Governor J. Melville Broughton of North Carolina had addressed the issue of race at a banquet for North Carolina politicos. He began by expressing delight that there were black waiters present and the desire that they listen to what he had to say. He then suggested that North Carolina had adopted fairness in dealing with race and that the problems were not ones to be solved by Chicago or New York. Mr. Pearson relates that black waiters at the banquet shook the Governor's hand afterward.

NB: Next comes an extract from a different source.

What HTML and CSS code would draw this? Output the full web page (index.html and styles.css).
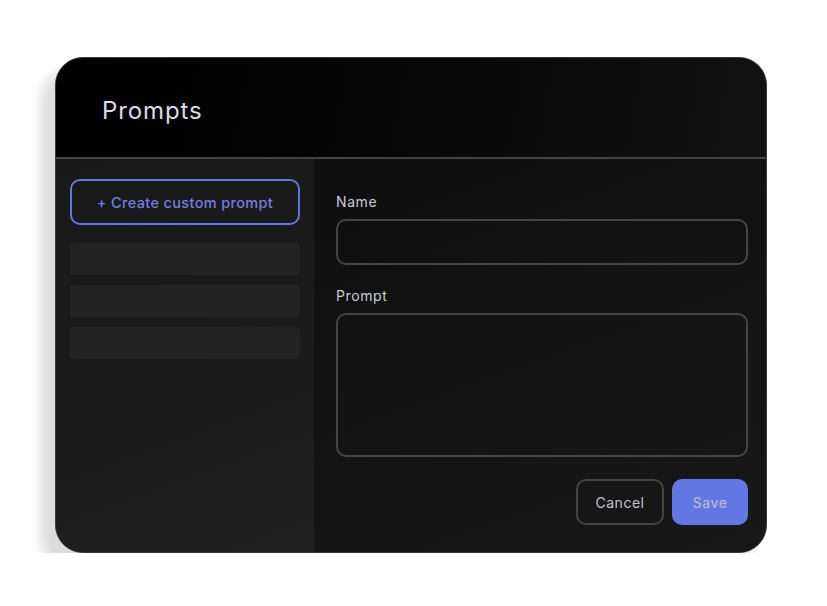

Not to sow the seeds for sour grapes, but it was unlikely that the Chicago waiters knew of the Governor's sloth and vacillation in ordering an investigation three years earlier into the shooting incident in Roxboro, when several blacks arrived from a nearby Civilian Conservation Corps camp with baseball bats and sticks to resist the attempts of a group of white rowdies determined to act as a lynch mob for a black man inside the Roxboro jail. He had initially directed the investigation of the CCC men, delaying for a fortnight the start of the investigation into the white men who precipitated the melee, until the newspapers of the state rose up in a chorus of challenge. He finally acquiesced and five of the lynch mob, albeit not the principal organizers, were brought to justice, but only to be paroled by Governor Broughton after serving ninety days.

The waiters might have wished to wipe their hands on some old dishrags after the handshakes had they understood the truth about old Southern paternalism. But that was 1944 and few looked askance obviously at Governor Broughton's form of racial idealism, better than that of the later firebreathing likes of George Wallace and Lester Maddox, but only marginally so.